Rockley is my 7 year-old. He's been taking ninja class at 605 Ninja for the last year. He loves it. Even though it isn't baseball or football, my favorite sports, I'm glad he loves it. That wasn't always the case.

After taking the class for seven months we encouraged him to do a competition. He didn't want to. He was afraid it would be too hard and he would fail. After some sweet talking by his coaches he decided to do the local competition. He did well and won his first competition. He got a gold medal, some other prizes and was so proud. The second time he competed he was a very close second place. Again, a he got a medal and prizes.

On Saturday he participated in a competition that was part of a regional series. Talent from out of town came to try to lock down a spot in the finals this December in the Twin Cities. Because of the heightened competition, the course was more challenging. Despite this he did great. If not for his warn out slippery tennis shoes, which I thought we had just purchased but were a bit old, he would not have had to settle for scaling the 8-foot wall and would have got full points for the 10-foot wall. He also fell off of the last obstacle of the course, which was was pretty tough and he had never done it before. He collected 25 of 30 points and got 7th place out of 19 boys in the 6-7 year old division.
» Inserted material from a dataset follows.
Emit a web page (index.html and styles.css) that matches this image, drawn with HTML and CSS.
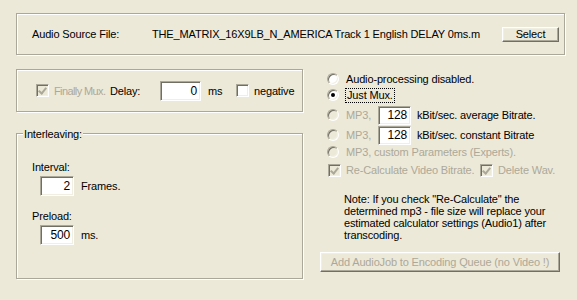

He didn't get anything except that nagging pain of failure. Everyone, no matter how long their parents shield them from it or how many participation ribbons they get for trying, eventually loses and gets nothing. I'm just glad my son had it happen at a younger age.
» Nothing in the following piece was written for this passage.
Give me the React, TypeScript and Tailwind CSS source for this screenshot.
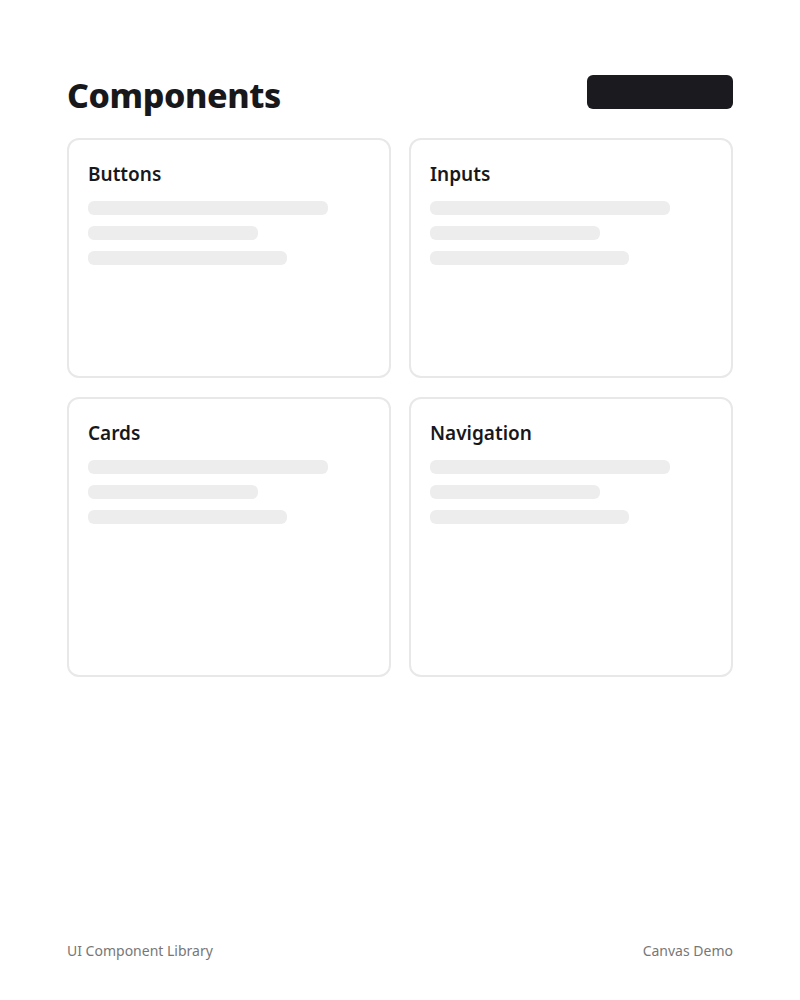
export default function App() {
  const cards = [
    { title: 'Buttons', h: 'h-[240px]' },
    { title: 'Inputs', h: 'h-[240px]' },
    { title: 'Cards', h: 'h-[280px]' },
    { title: 'Navigation', h: 'h-[280px]' },
  ];

  return (
    <div className="min-h-[1000px] bg-white flex flex-col font-['Noto_Sans',sans-serif] text-[#18181b]">
      <main className="w-[666px] mx-auto pt-[72px] flex-1">
        <header className="flex items-center justify-between mb-[20px]">
          <h1 className="text-[34px] leading-[46px] font-extrabold tracking-[-0.4px]">Components</h1>
          <button className="w-[146px] h-[34px] rounded-md bg-[#1a1a1f] mt-[-6px]" />
        </header>

        <div className="grid grid-cols-2 gap-x-[18px] gap-y-[19px]">
          {cards.map((card) => (
            <div key={card.title} className={`${card.h} border-2 border-[#e8e8e8] rounded-xl px-[19px] pt-[20px]`}>
              <h2 className="text-[19px] leading-[28px] font-semibold mb-[13px]">{card.title}</h2>
              <div className="flex flex-col gap-[11px]">
                <div className="h-[14px] w-[240px] rounded-md bg-[#ededed]" />
                <div className="h-[14px] w-[170px] rounded-md bg-[#ededed]" />
                <div className="h-[14px] w-[199px] rounded-md bg-[#ededed]" />
              </div>
            </div>
          ))}
        </div>
      </main>

      <footer className="w-[666px] mx-auto flex justify-between pb-[39px] text-[14px] text-[#777777]">
        <span>UI Component Library</span>
        <span>Canvas Demo</span>
      </footer>
    </div>
  );
}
My daughter Jackie plays softball and has two trophies and a medal. The two trophies were for showing up. One of them holds an old ball and the other holds her necklaces. They are nothing more than souvenirs. She told me the medal means much more to her, even though it has no inscription of the year or team or league. She knows exactly what it is from because it is special. That team battled back and won a league championship. I remember it because it was the summer her mom went through breast cancer treatment. I also remember that Rockley's ninja coach, Jason, was also a coach of Jackie's victorious softball team.

Rockley took his first ninja failure well. He didn't cry when his name wasn't called to the stand but I could see it on his face that he didn't like it. There was no medal to add to his collection this time. No consolation prize. Just the fuel of failure to help him succeed next time.

But mostly he just wanted chicken nuggets when it was done.